- What the task requires -
Begin at the line containing "Generate a component" and copy exactly through the last line of the listing, skipping every picture.

═══ Given records

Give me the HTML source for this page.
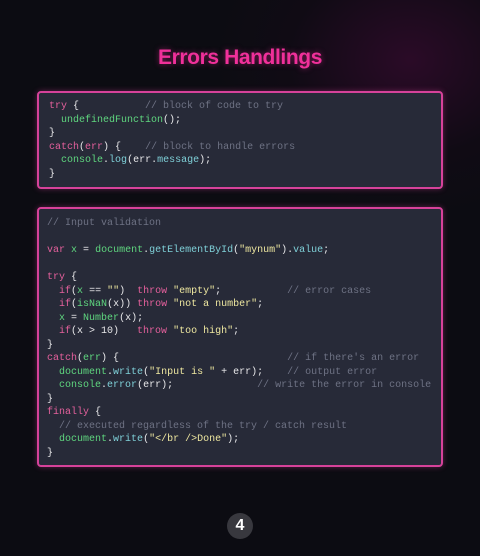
<!DOCTYPE html>
<html><head><style>
*{margin:0;padding:0;box-sizing:border-box}
body{width:480px;height:556px;overflow:hidden;background:#0c0c12;position:relative;font-family:"Liberation Sans",sans-serif}
.bg{position:absolute;inset:0;background:radial-gradient(ellipse 200px 160px at 410px 60px,rgba(80,10,65,0.45),rgba(40,5,35,0.15) 60%,transparent 100%)}
h1{position:absolute;top:46px;left:0;width:480px;text-align:center;color:#f0309a;font-size:21px;font-weight:bold;letter-spacing:-0.4px;text-shadow:0 0 6px rgba(240,48,154,0.5)}
.box{position:absolute;left:37px;width:406px;background:#272a38;border:2px solid #d6429a;border-radius:4px;box-shadow:0 0 6px rgba(214,66,154,0.4)}
pre{font-family:"Liberation Mono",monospace;font-size:10px;line-height:13.5px;color:#e8e8ea;position:absolute}
.k{color:#e4609c}.f{color:#5fd67f}.c{color:#6e7284}.s{color:#eee7a0}.p{color:#7fd0d8}
.num{position:absolute;left:227px;top:513px;width:26px;height:26px;border-radius:50%;background:#38383e;color:#fff;font-weight:bold;font-size:16px;text-align:center;line-height:26px}
</style></head><body>
<div class="bg"></div>
<h1>Errors Handlings</h1>
<div class="box" style="top:91px;height:98px">
<pre style="left:10px;top:7px"><span class="k">try</span> {           <span class="c">// block of code to try</span>
  <span class="f">undefinedFunction</span>();
}
<span class="k">catch</span>(<span class="k">err</span>) {    <span class="c">// block to handle errors</span>
  <span class="f">console</span>.<span class="p">log</span>(err.<span class="p">message</span>);
}</pre>
</div>
<div class="box" style="top:207px;height:260px">
<pre style="left:8px;top:8px"><span class="c">// Input validation</span>

<span class="k">var</span> <span class="f">x</span> = <span class="f">document</span>.<span class="p">getElementById</span>(<span class="s">"mynum"</span>).<span class="p">value</span>;

<span class="k">try</span> {
  <span class="k">if</span>(<span class="f">x</span> == <span class="s">""</span>)  <span class="k">throw</span> <span class="s">"empty"</span>;           <span class="c">// error cases</span>
  <span class="k">if</span>(<span class="f">isNaN</span>(x)) <span class="k">throw</span> <span class="s">"not a number"</span>;
  <span class="f">x</span> = <span class="f">Number</span>(x);
  <span class="k">if</span>(x &gt; 10)   <span class="k">throw</span> <span class="s">"too high"</span>;
}
<span class="k">catch</span>(<span class="f">err</span>) {                            <span class="c">// if there's an error</span>
  <span class="f">document</span>.<span class="p">write</span>(<span class="s">"Input is "</span> + err);    <span class="c">// output error</span>
  <span class="f">console</span>.<span class="p">error</span>(err);              <span class="c">// write the error in console</span>
}
<span class="k">finally</span> {
  <span class="c">// executed regardless of the try / catch result</span>
  <span class="f">document</span>.<span class="p">write</span>(<span class="s">"&lt;/br /&gt;Done"</span>);
}</pre>
</div>
<div class="num">4</div>
</body></html>
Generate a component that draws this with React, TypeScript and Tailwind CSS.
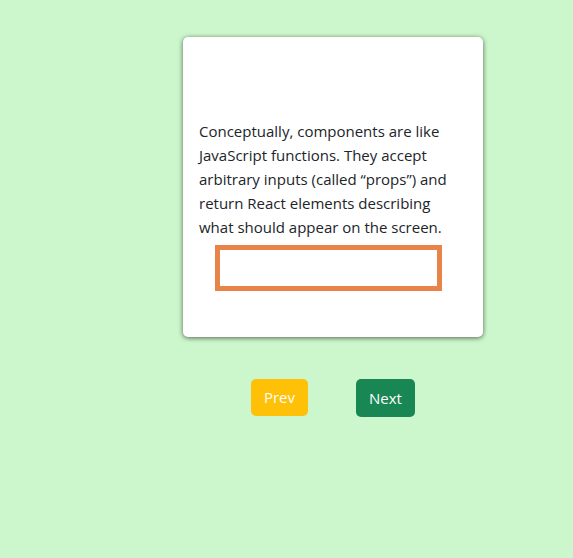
export default function App() {
  return (
    <div className="min-h-[558px] w-full bg-[#ccf7cc] pt-[37px]" style={{ fontFamily: '"Open Sans", "Noto Sans", sans-serif' }}>
      <div className="ml-[183px] flex w-[300px] flex-col items-center">
        <div className="flex h-[300px] w-[300px] flex-col rounded-[5px] bg-white px-4 pt-[82px] shadow-[0_1px_5px_rgba(0,0,0,0.6)]">
          <p className="text-[15px] leading-[24px] text-[#212529]">
            Conceptually, components are like JavaScript functions. They accept arbitrary inputs (called “props”) and return React elements describing what should appear on the screen.
          </p>
          <div className="mt-[6px] ml-[16px] h-[46px] w-[227px] border-[5px] border-[#e8834a]" />
        </div>
        <div className="mt-[42px] flex gap-[48px]">
          <button className="h-[37px] w-[57px] rounded-[5px] bg-[#ffc107] text-[15px] text-white">Prev</button>
          <button className="h-[38px] w-[59px] rounded-[5px] bg-[#198754] text-[15px] text-white">Next</button>
        </div>
      </div>
    </div>
  );
}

══════

- Correct output -
Generate a component that draws this with React, TypeScript and Tailwind CSS.
export default function App() {
  return (
    <div className="min-h-[558px] w-full bg-[#ccf7cc] pt-[37px]" style={{ fontFamily: '"Open Sans", "Noto Sans", sans-serif' }}>
      <div className="ml-[183px] flex w-[300px] flex-col items-center">
        <div className="flex h-[300px] w-[300px] flex-col rounded-[5px] bg-white px-4 pt-[82px] shadow-[0_1px_5px_rgba(0,0,0,0.6)]">
          <p className="text-[15px] leading-[24px] text-[#212529]">
            Conceptually, components are like JavaScript functions. They accept arbitrary inputs (called “props”) and return React elements describing what should appear on the screen.
          </p>
          <div className="mt-[6px] ml-[16px] h-[46px] w-[227px] border-[5px] border-[#e8834a]" />
        </div>
        <div className="mt-[42px] flex gap-[48px]">
          <button className="h-[37px] w-[57px] rounded-[5px] bg-[#ffc107] text-[15px] text-white">Prev</button>
          <button className="h-[38px] w-[59px] rounded-[5px] bg-[#198754] text-[15px] text-white">Next</button>
        </div>
      </div>
    </div>
  );
}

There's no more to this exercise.